WHAT YOU HAVE TO DO: Read the entries below and pull out each line with the string "page".

ITEMS:
______________________________
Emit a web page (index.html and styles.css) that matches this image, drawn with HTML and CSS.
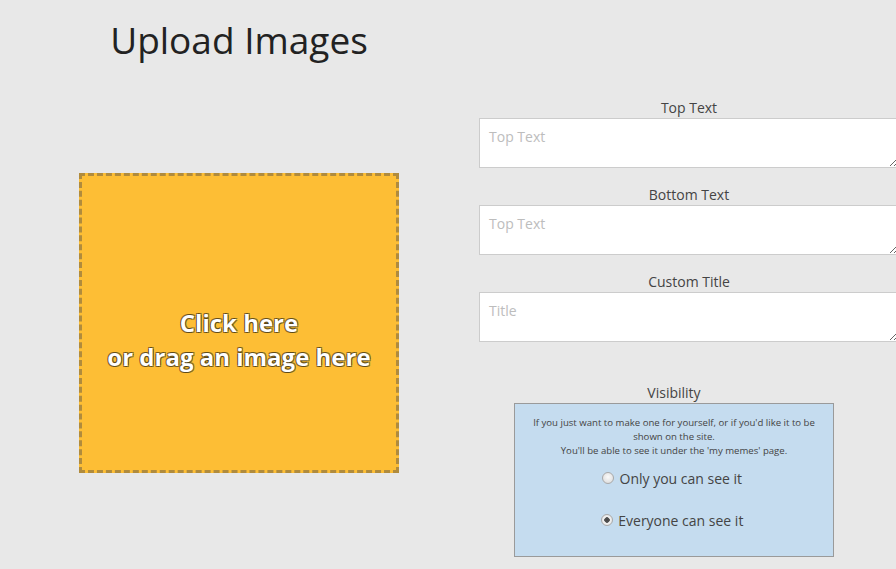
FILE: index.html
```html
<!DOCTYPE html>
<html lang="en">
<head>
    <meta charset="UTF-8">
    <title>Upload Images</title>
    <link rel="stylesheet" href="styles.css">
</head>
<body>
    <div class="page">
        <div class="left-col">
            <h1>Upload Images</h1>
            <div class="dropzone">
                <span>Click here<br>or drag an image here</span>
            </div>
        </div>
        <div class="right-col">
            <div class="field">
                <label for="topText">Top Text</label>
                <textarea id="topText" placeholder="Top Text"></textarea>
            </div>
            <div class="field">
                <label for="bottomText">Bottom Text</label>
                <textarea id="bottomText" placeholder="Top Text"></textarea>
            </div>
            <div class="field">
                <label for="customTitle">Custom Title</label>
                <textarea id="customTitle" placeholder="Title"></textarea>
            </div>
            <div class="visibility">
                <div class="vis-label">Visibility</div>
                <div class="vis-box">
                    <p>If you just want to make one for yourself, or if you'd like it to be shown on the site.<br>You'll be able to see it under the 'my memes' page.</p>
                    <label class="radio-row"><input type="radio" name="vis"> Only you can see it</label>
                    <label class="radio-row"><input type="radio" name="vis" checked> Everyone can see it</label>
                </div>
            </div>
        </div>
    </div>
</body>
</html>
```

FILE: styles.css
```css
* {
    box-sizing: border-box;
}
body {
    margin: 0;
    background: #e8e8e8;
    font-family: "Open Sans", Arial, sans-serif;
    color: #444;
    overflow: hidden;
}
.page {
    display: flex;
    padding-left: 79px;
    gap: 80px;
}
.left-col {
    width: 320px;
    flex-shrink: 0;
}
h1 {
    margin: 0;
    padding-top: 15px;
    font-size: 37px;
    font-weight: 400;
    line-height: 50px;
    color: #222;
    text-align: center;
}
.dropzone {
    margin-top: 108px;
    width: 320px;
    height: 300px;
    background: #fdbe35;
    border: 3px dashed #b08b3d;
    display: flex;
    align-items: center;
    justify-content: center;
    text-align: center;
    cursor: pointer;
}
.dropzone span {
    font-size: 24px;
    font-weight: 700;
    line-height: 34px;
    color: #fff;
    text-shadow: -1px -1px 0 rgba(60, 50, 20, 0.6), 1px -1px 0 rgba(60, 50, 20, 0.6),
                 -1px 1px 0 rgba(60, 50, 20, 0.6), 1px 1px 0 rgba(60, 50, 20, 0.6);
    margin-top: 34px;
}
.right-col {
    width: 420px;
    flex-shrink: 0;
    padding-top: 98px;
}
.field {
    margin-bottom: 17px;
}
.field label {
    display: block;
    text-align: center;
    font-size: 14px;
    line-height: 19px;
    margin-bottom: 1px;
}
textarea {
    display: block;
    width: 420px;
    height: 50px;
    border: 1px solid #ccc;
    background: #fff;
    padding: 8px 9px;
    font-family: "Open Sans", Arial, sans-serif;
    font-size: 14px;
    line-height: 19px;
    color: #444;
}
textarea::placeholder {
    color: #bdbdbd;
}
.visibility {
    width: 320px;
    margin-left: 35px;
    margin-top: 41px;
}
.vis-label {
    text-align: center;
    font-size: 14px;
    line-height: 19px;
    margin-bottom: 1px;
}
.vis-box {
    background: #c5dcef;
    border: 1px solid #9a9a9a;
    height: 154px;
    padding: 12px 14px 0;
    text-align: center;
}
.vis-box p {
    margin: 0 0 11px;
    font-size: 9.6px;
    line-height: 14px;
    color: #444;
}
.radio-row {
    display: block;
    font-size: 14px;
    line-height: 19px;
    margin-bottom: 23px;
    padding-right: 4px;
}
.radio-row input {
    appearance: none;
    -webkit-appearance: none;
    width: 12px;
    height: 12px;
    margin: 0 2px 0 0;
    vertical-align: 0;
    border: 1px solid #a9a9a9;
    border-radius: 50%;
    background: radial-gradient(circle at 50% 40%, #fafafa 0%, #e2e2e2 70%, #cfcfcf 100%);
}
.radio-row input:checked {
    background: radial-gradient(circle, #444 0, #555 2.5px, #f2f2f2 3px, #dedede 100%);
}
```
______________________________
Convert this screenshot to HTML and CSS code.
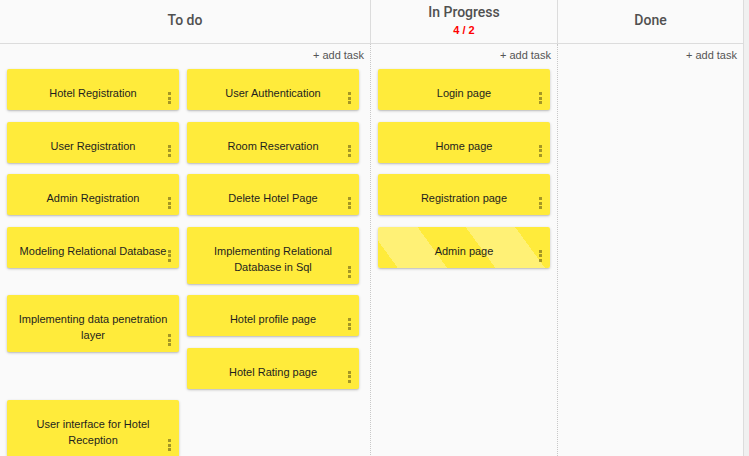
______________________________
THE ANSWER:
Emit a web page (index.html and styles.css) that matches this image, drawn with HTML and CSS.
    <div class="page">
                    <p>If you just want to make one for yourself, or if you'd like it to be shown on the site.<br>You'll be able to see it under the 'my memes' page.</p>
.page {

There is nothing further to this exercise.